At that stage, the question becomes simple:
Will faster delivery increase conversions enough to justify the cost?
In most cases, the answer is yes.
Compliance in the UK: something you can’t ignore
Compliance is often overlooked at the beginning, but it becomes unavoidable.
The most important aspect is VAT.
The UK standard VAT rate is 20%, and once you consistently sell in the UK, registration and reporting are typically required.
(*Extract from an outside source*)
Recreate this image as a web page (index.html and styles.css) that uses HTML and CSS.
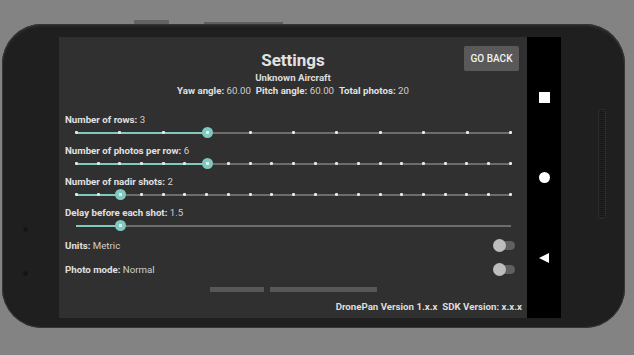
FILE: index.html
```html
<!DOCTYPE html>
<html lang="en">
<head>
    <meta charset="UTF-8">
    <meta name="viewport" content="width=device-width, initial-scale=1.0">
    <title>DronePan Settings</title>
    <link rel="stylesheet" href="styles.css">
</head>
<body>
<div class="side-buttons">
    <span class="power"></span>
    <span class="volume"></span>
</div>
<div class="phone">
    <div class="bezel-left">
        <span class="sensor"></span>
        <span class="camera"></span>
    </div>

    <div class="screen">
        <div class="header">
            <div class="title">Settings</div>
            <div class="aircraft">Unknown Aircraft</div>
            <div class="info">
                <b>Yaw angle:</b> 60.00&nbsp; <b>Pitch angle:</b> 60.00&nbsp; <b>Total photos:</b> 20
            </div>
            <button class="go-back">GO BACK</button>
        </div>

        <div class="settings">
            <div class="setting">
                <div class="label"><b>Number of rows:</b> 3</div>
                <div class="slider">
                    <div class="track"></div>
                    <div class="fill" style="width:30%"></div>
                    <div class="ticks"><i></i><i></i><i></i><i></i><i></i><i></i><i></i><i></i><i></i><i></i><i></i></div>
                    <div class="thumb" style="left:30%"></div>
                </div>
            </div>
            <div class="setting">
                <div class="label"><b>Number of photos per row:</b> 6</div>
                <div class="slider">
                    <div class="track"></div>
                    <div class="fill" style="width:30%"></div>
                    <div class="ticks"><i></i><i></i><i></i><i></i><i></i><i></i><i></i><i></i><i></i><i></i><i></i><i></i><i></i><i></i><i></i><i></i><i></i><i></i><i></i><i></i><i></i></div>
                    <div class="thumb" style="left:30%"></div>
                </div>
            </div>
            <div class="setting">
                <div class="label"><b>Number of nadir shots:</b> 2</div>
                <div class="slider">
                    <div class="track"></div>
                    <div class="fill" style="width:10%"></div>
                    <div class="ticks"><i></i><i></i><i></i><i></i><i></i><i></i><i></i><i></i><i></i><i></i><i></i><i></i><i></i><i></i><i></i><i></i><i></i><i></i><i></i><i></i><i></i></div>
                    <div class="thumb" style="left:10%"></div>
                </div>
            </div>
            <div class="setting">
                <div class="label"><b>Delay before each shot:</b> 1.5</div>
                <div class="slider">
                    <div class="track"></div>
                    <div class="fill" style="width:10%"></div>
                    <div class="thumb" style="left:10%"></div>
                </div>
            </div>

            <div class="option">
                <span><b>Units:</b> Metric</span>
                <span class="switch"></span>
            </div>
            <div class="option">
                <span><b>Photo mode:</b> Normal</span>
                <span class="switch"></span>
            </div>
        </div>

        <div class="scroll-bits">
            <span class="bit-a"></span>
            <span class="bit-b"></span>
        </div>

        <div class="footer">DronePan Version 1.x.x&nbsp; SDK Version: x.x.x</div>
    </div>

    <div class="navbar">
        <span class="nav-square"></span>
        <span class="nav-circle"></span>
        <span class="nav-back"></span>
    </div>

    <div class="bezel-right">
        <span class="grille"></span>
    </div>
</div>
</body>
</html>
```

FILE: styles.css
```css
body {
    margin: 0;
    width: 634px;
    height: 355px;
    overflow: hidden;
    background: #838383;
    font-family: Roboto, "Liberation Sans", sans-serif;
}
.side-buttons {
    height: 24px;
    display: flex;
    align-items: flex-end;
}
.power {
    width: 35px;
    height: 4px;
    margin-left: 134px;
    background: #626262;
    border-radius: 1px 1px 0 0;
}
.volume {
    width: 79px;
    height: 2px;
    margin-left: 35px;
    background: #5e5e5e;
}
.phone {
    margin-left: 2px;
    width: 623px;
    height: 304px;
    box-sizing: border-box;
    padding: 13px 0 10px;
    display: flex;
    background: #1f1f1f;
    border-radius: 40px;
    box-shadow: inset 0 0 0 1px #353535, inset 0 2px 3px #2e2e2e;
}
.bezel-left {
    width: 57px;
    position: relative;
}
.sensor, .camera {
    position: absolute;
    left: 21px;
    width: 5px;
    height: 5px;
    border-radius: 50%;
    background: #141414;
    box-shadow: 0 0 1px #333;
}
.sensor { top: 190px; }
.camera { top: 234px; }
.screen {
    width: 468px;
    background: #303030;
    color: #dcdcdc;
    display: flex;
    flex-direction: column;
}
.header {
    position: relative;
    padding-top: 12px;
    text-align: center;
}
.title {
    font-size: 17px;
    font-weight: bold;
    line-height: 22px;
    color: #e2e2e2;
}
.aircraft {
    font-size: 9.7px;
    font-weight: bold;
    line-height: 13px;
}
.info {
    font-size: 9.7px;
    line-height: 14px;
    color: #cfcfcf;
}
.info b, .label b, .option b {
    color: #e0e0e0;
}
.go-back {
    position: absolute;
    top: 9px;
    right: 8px;
    width: 55px;
    height: 25px;
    border: 0;
    border-radius: 2px;
    background: #595959;
    color: #f2f2f2;
    font-family: inherit;
    font-size: 10px;
    font-weight: 500;
    padding: 0;
}
.settings {
    margin-top: 16px;
    padding-left: 6px;
}
.setting {
    margin-bottom: 5px;
}
.label {
    font-size: 9.7px;
    line-height: 12px;
    color: #cfcfcf;
}
.slider {
    position: relative;
    margin-left: 11px;
    width: 435px;
    height: 14px;
}
.track, .fill {
    position: absolute;
    left: 0;
    top: 6px;
    height: 2px;
}
.track {
    width: 100%;
    background: #6c6c6c;
}
.fill {
    background: #7fc9be;
}
.ticks {
    position: absolute;
    left: -1px;
    right: -1px;
    top: 5px;
    display: flex;
    justify-content: space-between;
}
.ticks i {
    width: 3px;
    height: 3px;
    background: #e6e6e6;
    border-radius: 1px;
}
.thumb {
    position: absolute;
    top: 1px;
    width: 11px;
    height: 11px;
    margin-left: -5px;
    border-radius: 50%;
    background: radial-gradient(circle, #d6efec 0 1.5px, #7fc9be 2px);
}
.option {
    display: flex;
    justify-content: space-between;
    align-items: center;
    height: 14px;
    margin-top: 5px;
    padding-right: 12px;
    font-size: 9.7px;
    color: #cfcfcf;
}
.option + .option {
    margin-top: 10px;
}
.switch {
    position: relative;
    width: 22px;
    height: 9px;
    border-radius: 5px;
    background: linear-gradient(to right, transparent 6px, #606060 6px);
}
.switch::before {
    content: "";
    position: absolute;
    left: 0;
    top: -2px;
    width: 13px;
    height: 13px;
    border-radius: 50%;
    background: #bdbdbd;
}
.scroll-bits {
    display: flex;
    gap: 6px;
    margin-top: 11px;
    padding-left: 151px;
}
.scroll-bits span {
    height: 5px;
    background: #575757;
}
.bit-a { width: 54px; }
.bit-b { width: 107px; }
.footer {
    margin-top: 9px;
    padding-right: 5px;
    text-align: right;
    font-size: 9.7px;
    font-weight: bold;
    line-height: 12px;
    color: #dedede;
}
.navbar {
    width: 34px;
    background: #000;
    display: flex;
    flex-direction: column;
    align-items: center;
    justify-content: center;
    gap: 69px;
}
.nav-square {
    width: 11px;
    height: 11px;
    background: #fff;
}
.nav-circle {
    width: 11px;
    height: 11px;
    border-radius: 50%;
    background: #fff;
}
.nav-back {
    width: 0;
    height: 0;
    border-top: 5px solid transparent;
    border-bottom: 5px solid transparent;
    border-right: 10px solid #fff;
    margin: 0.5px 0;
}
.bezel-right {
    flex: 1;
    position: relative;
}
.grille {
    position: absolute;
    left: 37px;
    top: 72px;
    width: 6px;
    height: 108px;
    border-radius: 3px;
    border: 1px solid #2c2c2c;
    background: repeating-linear-gradient(#161616 0 1px, #232323 1px 2px);
}
```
Ignoring this can lead to issues with payments, platforms, and long-term operations.
Returns are another key factor.
Under UK consumer protection rules, customers generally have a 14-day return window for online purchases.
This creates a practical challenge in dropshipping:
Where do returns go?
Without a local return address, many sellers end up issuing refunds without receiving products back — directly affecting margins.
More advanced setups include local return handling, either through warehouses or third-party services.
Your supply chain determines your ceiling
At the beginning, it’s easy to focus only on whether a supplier can fulfill orders.
But over time, stability becomes more important than availability.
Reliable suppliers offer consistent inventory, faster processing, better communication, and sometimes customization options.
Many sellers start with marketplace suppliers, then transition to more integrated solutions like ETdropship or direct factory relationships as they scale.
This doesn’t always increase margins immediately, but it significantly improves control and consistency.
A realistic view of profit margins
Dropshipping is often associated with high margins, but in mature markets like the UK, profitability comes from optimization.
A typical structure might look like this:
Product and logistics costs: 40–50%
Advertising: 20–35%
Other costs (payment fees, refunds, etc.)
Final net margins usually fall between 15% and 30%.
It’s not extreme profit, but it’s scalable and sustainable.
The UK market rewards consistency, not shortcuts
Compared to other regions, the UK market is less about quick wins and more about stability.
It may not be the fastest market to scale, but once you establish a strong foundation, it tends to perform consistently.
Many sellers start with dropshipping to test products, then gradually move into light inventory, and eventually build a brand.
The path is straightforward — but it requires patience.
Final thoughts
If you’re considering entering the UK dropshipping market in 2026, timing is not your biggest concern.
Execution is.
If your goal is quick, short-term gains, it will be challenging.
But if you focus on building a reliable system — product, supply chain, and customer experience — dropshipping remains one of the most accessible ways to enter eCommerce.
It gives you a low-risk starting point.
What you build from there depends on how far you’re willing to go.